The example cited is the first "media" use of the word hackers, and many argue it is the media that skewed the connotation of the word.

In any case, it doesn't really matter. I accept that the popular word of hackers today is computer criminals.

Eric said...

Corey Nachreiner is correct about the history. I know of earlier uses in the non-perjorative, non-crominal senses, at the MIT Model Railroad Club and among early PDP-1 hackers. And his cite of the 1959 lexicon is correct.

Thus, the author's claim of first use in this sense is simply wrong.

Kevin said...

Most of this is absurd when the idea of Hacking is simply to understand (and sometimes circumvent) the limits of any system. Definitions change, but when the essence of an idea is understood, the common mass-adopted definitions don't always jive.

The word clearly carries a negative connotation and I would expect more negativity from those "who don't know". That's ok.

We can always choose to qualify our words with "malicious" or "white-hat" or "black-hat" but such thing is unlikely to those who could care less about the nuances of such term. But, the nuances are there, and even in that article as one person is quoted as saying:

"We don't have too much trouble with the boys; we appreciate their curiosity"

To anyone running a phone system in 1963, they might have thought every single person acting on curiosity was a criminal - not realizing that kid might have been the next Steve Jobs. In that time and place, the "hackers" might not have known how dangerous their actions were.
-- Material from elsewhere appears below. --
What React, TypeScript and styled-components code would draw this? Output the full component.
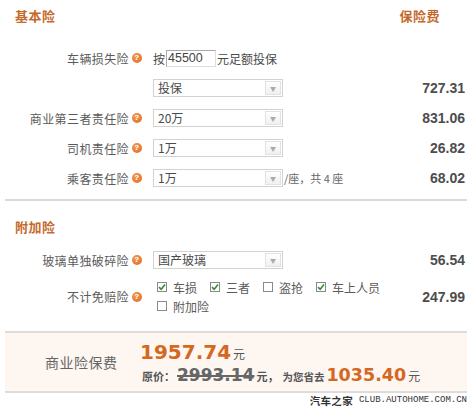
import React from "react";
import styled, { createGlobalStyle } from "styled-components";

const Global = createGlobalStyle`
  html, body { margin: 0; padding: 0; background: #fff; }
  body { font-family: "Noto Sans CJK SC", "Liberation Sans", sans-serif; }
`;

const Page = styled.div`
  width: 474px;
  height: 408px;
  box-sizing: border-box;
  padding: 0 7px 0 5px;
  overflow: hidden;
`;

const SectionHeader = styled.div<{ $h: number; $pt: number }>`
  height: ${(p) => p.$h}px;
  box-sizing: border-box;
  padding: ${(p) => p.$pt}px 27px 0 10px;
  display: flex;
  justify-content: space-between;
  align-items: flex-start;
  font-size: 13px;
  line-height: 14px;
  font-weight: bold;
  color: #c4692a;
  letter-spacing: 0.5px;
`;

const Row = styled.div<{ $h: number }>`
  height: ${(p) => p.$h}px;
  display: grid;
  grid-template-columns: 137px 1fr auto;
  column-gap: 11px;
  align-items: center;
  padding-right: 2px;
`;

const LabelCell = styled.div`
  display: flex;
  justify-content: flex-end;
  align-items: center;
  gap: 3px;
  font-size: 12px;
  letter-spacing: 0.4px;
  color: #5a5a5a;
  white-space: nowrap;
`;

const Help = styled.span`
  width: 10px;
  height: 10px;
  border-radius: 50%;
  background: radial-gradient(circle at 40% 35%, #f39a55, #e0661f);
  color: #fff;
  font: bold 8px/10px "Liberation Sans", sans-serif;
  text-align: center;
`;

const Control = styled.div`
  display: flex;
  align-items: center;
  font-size: 12px;
  color: #4a4a4a;
  white-space: nowrap;
`;

const Input = styled.div`
  width: 50px;
  height: 17px;
  box-sizing: border-box;
  border: 1px solid #a8a8a8;
  border-right-color: #ddd;
  border-bottom-color: #ddd;
  margin: 0 1px 0 1px;
  padding-left: 1px;
  font: 12.5px/15px "Liberation Sans", sans-serif;
  color: #444;
`;

const Select = styled.div`
  width: 130px;
  height: 18px;
  box-sizing: border-box;
  border: 1px solid #d2d2d2;
  display: flex;
  align-items: stretch;
  background: #fff;
`;

const SelectText = styled.span`
  flex: 1;
  padding-left: 4px;
  font-size: 12px;
  line-height: 16px;
  color: #4a4a4a;
`;

const Arrow = styled.span`
  width: 16px;
  margin: 1px;
  box-sizing: border-box;
  border: 1px solid #e2e2e2;
  background: linear-gradient(#fff, #f0f0f0);
  display: flex;
  align-items: center;
  justify-content: center;
  color: #aaa;
  font-size: 6px;
`;

const Note = styled.span`
  font-size: 11px;
  color: #666;
  margin-left: 1px;
`;

const Value = styled.div`
  font: bold 14px/16px "Liberation Sans", Arial, sans-serif;
  color: #4d4d4d;
  text-align: right;
`;

const Divider = styled.div`
  border-top: 2px solid #dadada;
  margin-top: 6px;
`;

const Checks = styled.div`
  display: flex;
  flex-direction: column;
  padding-left: 4px;
`;

const CheckLine = styled.div`
  display: flex;
  gap: 13px;
  height: 19px;
  align-items: center;
`;

const CheckItem = styled.label`
  display: flex;
  align-items: center;
  gap: 6px;
  font-size: 12px;
  color: #5a5a5a;
`;

const Box = styled.span`
  width: 10px;
  height: 10px;
  box-sizing: border-box;
  border: 1px solid #8a8a8a;
  background: #fff;
  display: flex;
  align-items: center;
  justify-content: center;
`;

const Summary = styled.div`
  margin-top: 13px;
  height: 62px;
  box-sizing: border-box;
  background: #fdf6f1;
  border-top: 2px solid #dcdcdc;
  border-bottom: 2px solid #dcdcdc;
  display: grid;
  grid-template-columns: 135px 1fr;
  align-items: center;
`;

const SumLabel = styled.div`
  padding-left: 40px;
  font-size: 14px;
  color: #666;
  letter-spacing: 0.5px;
`;

const SumBlock = styled.div`
  display: flex;
  flex-direction: column;
  padding-top: 2px;
`;

const SumLine = styled.div<{ $lh: number }>`
  display: flex;
  align-items: baseline;
  line-height: ${(p) => p.$lh}px;
  white-space: nowrap;
`;

const Big = styled.span<{ $size: number }>`
  font-family: "DejaVu Sans", Verdana, sans-serif;
  font-weight: bold;
  font-size: ${(p) => p.$size}px;
  color: #d4681f;
`;

const Struck = styled.span`
  font-family: "DejaVu Sans", Verdana, sans-serif;
  font-weight: bold;
  font-size: 17px;
  color: #666;
  text-decoration: line-through;
  text-decoration-thickness: 2px;
`;

const Small = styled.span<{ $bold?: boolean; $size?: number }>`
  font-size: ${(p) => p.$size ?? 12}px;
  font-weight: ${(p) => (p.$bold ? "bold" : "normal")};
  color: #555;
  margin: 0 2px;
`;

const Watermark = styled.div`
  display: flex;
  justify-content: flex-end;
  align-items: center;
  gap: 6px;
  height: 14px;
  color: #333;
`;

const WmCn = styled.span`
  font-size: 10.5px;
  font-weight: bold;
  letter-spacing: 0.3px;
`;

const WmEn = styled.span`
  font: 9px "Liberation Mono", monospace;
`;

function Check({ checked }: { checked?: boolean }) {
  return (
    <Box>
      {checked && (
        <svg width="8" height="8" viewBox="0 0 8 8">
          <path d="M1 4.2 L3.2 6.3 L7 1.6" fill="none" stroke="#2f8f2f" strokeWidth="1.6" />
        </svg>
      )}
    </Box>
  );
}

function Sel({ text }: { text: string }) {
  return (
    <Select>
      <SelectText>{text}</SelectText>
      <Arrow>▼</Arrow>
    </Select>
  );
}

function Label({ text }: { text: string }) {
  return (
    <LabelCell>
      {text}
      <Help>?</Help>
    </LabelCell>
  );
}

export default function App() {
  return (
    <Page>
      <Global />
      <SectionHeader $h={43} $pt={9}>
        <span>基本险</span>
        <span>保险费</span>
      </SectionHeader>

      <Row $h={30}>
        <Label text="车辆损失险" />
        <Control>
          按<Input>45500</Input>元足额投保
        </Control>
        <Value></Value>
      </Row>
      <Row $h={30}>
        <span />
        <Control>
          <Sel text="投保" />
        </Control>
        <Value>727.31</Value>
      </Row>
      <Row $h={30}>
        <Label text="商业第三者责任险" />
        <Control>
          <Sel text="20万" />
        </Control>
        <Value>831.06</Value>
      </Row>
      <Row $h={30}>
        <Label text="司机责任险" />
        <Control>
          <Sel text="1万" />
        </Control>
        <Value>26.82</Value>
      </Row>
      <Row $h={30}>
        <Label text="乘客责任险" />
        <Control>
          <Sel text="1万" />
          <Note>/座，共 4 座</Note>
        </Control>
        <Value>68.02</Value>
      </Row>

      <Divider />

      <SectionHeader $h={44} $pt={19}>
        <span>附加险</span>
      </SectionHeader>

      <Row $h={30}>
        <Label text="玻璃单独破碎险" />
        <Control>
          <Sel text="国产玻璃" />
        </Control>
        <Value>56.54</Value>
      </Row>
      <Row $h={43}>
        <Label text="不计免赔险" />
        <Checks>
          <CheckLine>
            <CheckItem>
              <Check checked />
              车损
            </CheckItem>
            <CheckItem>
              <Check checked />
              三者
            </CheckItem>
            <CheckItem>
              <Check />
              盗抢
            </CheckItem>
            <CheckItem>
              <Check checked />
              车上人员
            </CheckItem>
          </CheckLine>
          <CheckLine>
            <CheckItem>
              <Check />
              附加险
            </CheckItem>
          </CheckLine>
        </Checks>
        <Value>247.99</Value>
      </Row>

      <Summary>
        <SumLabel>商业险保费</SumLabel>
        <SumBlock>
          <SumLine $lh={24}>
            <Big $size={20}>1957.74</Big>
            <Small>元</Small>
          </SumLine>
          <SumLine $lh={18}>
            <Small $bold $size={11}>原价：</Small>
            <Struck>2993.14</Struck>
            <Small $bold $size={11}>元，</Small>
            <Small $bold $size={10.5}>为您省去</Small>
            <Big $size={17.5}>1035.40</Big>
            <Small>元</Small>
          </SumLine>
        </SumBlock>
      </Summary>

      <Watermark>
        <WmCn>汽车之家</WmCn>
        <WmEn>CLUB.AUTOHOME.COM.CN</WmEn>
      </Watermark>
    </Page>
  );
}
This is unlikely to change, and I think that's ok :)

Rate Hike said...

please see http://www.catb.org/jargon/html/H/hacker.html

Anonymous said...

Really? You're quoting a student newspaper as your source for the definition of hacker?

Katie said...

I forgot to answer this. So, there are black hat hackers and white hat. Only the black hat are criminals.

Not all hackers are criminals.

Sort of like not all rectangles are squares, squares are just a special type of rectangle.

Well, not all hackers are crackers/phreaks/defacers/script kiddies.

I'm not sure when you first encountered the term, but I did somewhere in the early 1980s.